Compraram o enxoval de Raimunda, e o remeteram pelo primeiro vapor, com cartas de ambas. A de Jucunda era mais longa que de costume; falava-lhe do noivo alferes, mas não empregava a palavra cunhado. Não tardou que viesse resposta da irmã, toda gratidão e respeitos. Sobre o pai dizia que ia com os seus achaques velhos, um dia pior, outro melhor; era opinião do doutor que podia morrer de repente, mas podia também aguentar meses e anos.
Jucunda meditou muito sobre a carta. Logo que Maia se lhe declarou, pediu-lhe ela que nada dissessem à madrinha por uns dias; ampliou o prazo a semanas; não podia fazê-lo a meses ou anos. Foi à madrinha, e confiou a situação. Não quisera casar com o pai enfermo; mas, dada a incerteza da cura, era melhor casar logo.
- Vou escrever a meu pai, e peço-me a mim mesma - disse ela -, se dindinha achar que faço bem.
Escreveu ao pai, e terminou:
Não o convido para vir ao Rio de Janeiro, porque é melhor sarar antes; demais, logo que nos casarmos, lá iremos ter. Quero mostrar a meu marido (desculpe este modo de falar) a vilazinha do meu nascimento, e ver as cousas de que tanto gostei, em criança, o chafariz do largo, a matriz e o padre Matos. Ainda vive o padre Matos?
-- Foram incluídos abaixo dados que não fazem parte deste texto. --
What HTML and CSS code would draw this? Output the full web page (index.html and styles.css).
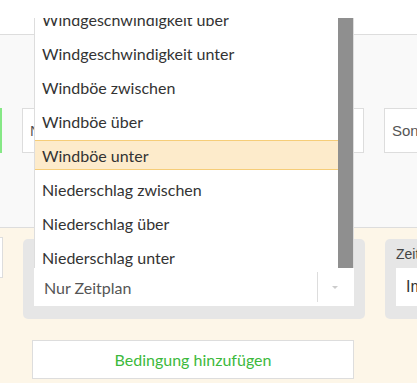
FILE: index.html
```html
<!DOCTYPE html>
<html lang="de">
<head>
    <meta charset="UTF-8">
    <meta name="viewport" content="width=device-width, initial-scale=1.0">
    <title>Bedingungen</title>
    <link rel="stylesheet" href="styles.css">
</head>
<body>
    <div class="top"></div>

    <div class="panel">
        <div class="panel-row">
            <div class="btn-green"></div>
            <div class="field field-wide">N</div>
            <div class="field field-narrow">Sonnenaufgang</div>
        </div>
    </div>

    <div class="conditions">
        <div class="cond-row">
            <div class="field field-stub"></div>

            <div class="group group-main">
                <div class="select">
                    <div class="menu">
                        <div class="menu-list">
                            <div class="menu-item">Windgeschwindigkeit über</div>
                            <div class="menu-item">Windgeschwindigkeit unter</div>
                            <div class="menu-item">Windböe zwischen</div>
                            <div class="menu-item">Windböe über</div>
                            <div class="menu-item active">Windböe unter</div>
                            <div class="menu-item">Niederschlag zwischen</div>
                            <div class="menu-item">Niederschlag über</div>
                            <div class="menu-item">Niederschlag unter</div>
                        </div>
                        <div class="menu-scroll"></div>
                    </div>
                    <span class="select-value">Nur Zeitplan</span>
                    <span class="select-sep"></span>
                    <span class="select-caret"></span>
                </div>
            </div>

            <div class="group group-side">
                <div class="group-label">Zeitraum</div>
                <div class="field field-side">Immer</div>
            </div>
        </div>

        <button class="add-btn">Bedingung hinzufügen</button>
    </div>
</body>
</html>
```

FILE: styles.css
```css
body {
    margin: 0;
    width: 417px;
    height: 383px;
    overflow: hidden;
    background: #fdf6e8;
    font-family: 'Liberation Sans', Arial, sans-serif;
}
.top {
    height: 34px;
    background: #fff;
}
.panel {
    height: 194px;
    background: #f9f9f9;
    border-top: 1px solid #ddd;
    border-bottom: 1px solid #ddd;
    padding-top: 73px;
    box-sizing: border-box;
}
.panel-row {
    display: flex;
    gap: 20px;
}
.btn-green {
    width: 40px;
    height: 45px;
    margin-left: -38px;
    background: #fff;
    border: 2px solid #86e886;
    box-sizing: border-box;
    flex: none;
}
.field {
    background: #fff;
    border: 1px solid #ddd;
    box-sizing: border-box;
    color: #555;
    font-size: 15px;
    padding-left: 7px;
    display: flex;
    align-items: center;
    flex: none;
    white-space: nowrap;
    overflow: hidden;
}
.field-wide {
    width: 342px;
    height: 45px;
}
.field-narrow {
    width: 120px;
    height: 45px;
}
.conditions {
    padding-top: 11px;
}
.cond-row {
    display: flex;
    gap: 20px;
    align-items: flex-start;
}
.field-stub {
    width: 40px;
    height: 41px;
    margin-left: -37px;
    margin-top: -2px;
}
.group {
    background: #e6e6e6;
    border-radius: 5px;
    box-sizing: border-box;
    flex: none;
}
.group-main {
    width: 342px;
    height: 80px;
    padding: 29px 11px 13px;
}
.group-side {
    width: 120px;
    height: 80px;
    padding: 7px 11px 13px;
}
.group-label {
    font-size: 14px;
    color: #444;
    height: 22px;
}
.field-side {
    height: 38px;
    border: none;
    font-size: 16px;
    color: #333;
    padding-left: 10px;
}
.select {
    position: relative;
    height: 38px;
    background: #fff;
    display: flex;
    align-items: center;
    padding-left: 10px;
    font-family: 'Lato', sans-serif;
    font-size: 16px;
    color: #555;
}
.select-value {
    flex: 1;
}
.select-sep {
    width: 1px;
    height: 30px;
    background: #ddd;
    margin-right: 14px;
}
.select-caret {
    width: 0;
    height: 0;
    border-left: 3px solid transparent;
    border-right: 3px solid transparent;
    border-top: 3px solid #ccc;
    margin-right: 16px;
}

/* open dropdown, grows upward from the select */
.menu {
    position: absolute;
    left: 0;
    bottom: 100%;
    width: 320px;
    height: 250px;
    background: #fff;
    border-left: 1px solid #ddd;
    border-right: 1px solid #ddd;
    box-sizing: border-box;
    display: flex;
    overflow: hidden;
}
.menu-list {
    flex: 1;
    display: flex;
    flex-direction: column;
    gap: 4px;
    margin-top: -14px;
}
.menu-item {
    height: 30px;
    flex: none;
    box-sizing: border-box;
    border-top: 1px solid transparent;
    border-bottom: 1px solid transparent;
    padding-left: 7px;
    display: flex;
    align-items: center;
    color: #333;
    white-space: nowrap;
}
.menu-item.active {
    background: #fdebcb;
    border-color: #f6cd78;
}
.menu-scroll {
    width: 15px;
    background: #8f8f8f;
    flex: none;
}
.add-btn {
    display: block;
    width: 322px;
    height: 39px;
    margin: 21px 0 0 32px;
    background: #fff;
    border: 1px solid #ddd;
    font-family: 'Lato', sans-serif;
    font-size: 16px;
    color: #3cb93c;
    padding: 0;
}
```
O pai leu a carta com lágrimas; mandou-lhe dizer que sim, que podia casar, que não vinha por andar achacado; mas longe que pudesse...
- Mundinha exagerou muito - disse Jucunda à madrinha -. Quem escreve assim, não está para morrer.
Tinha proposto casamento à capucha, por causa do pai; mas o tom da carta fê-la aceitar o plano de D. Maria do Carmo e as bodas foram de estrondo. Talvez a proposta não lhe viesse da alma. Casaram-se pouco tempo depois. Jucunda viu mais de um dignitário do Estado inclinar-se diante dela, e dar-lhe o parabém. Os mais célebres colos da cidade fizeram-lhe corte. Equipagens ricas, cavalos briosos, atirando as patas com vagar e graça, pela chácara dentro, muitas librés particulares, flores, luzes; fora, na rua, a multidão olhando. Monsenhor Tavares, membro influente do cabido, celebrou o casamento.
Jucunda via tudo através de um véu mágico, tecido de ar e de sonho; conversações, música, danças, tudo era como uma longa melodia, vaga e remota, ou próxima e branda, que lhe tomava o coração, e pela primeira vez a fazia estupefata diante de alguma cousa deste mundo.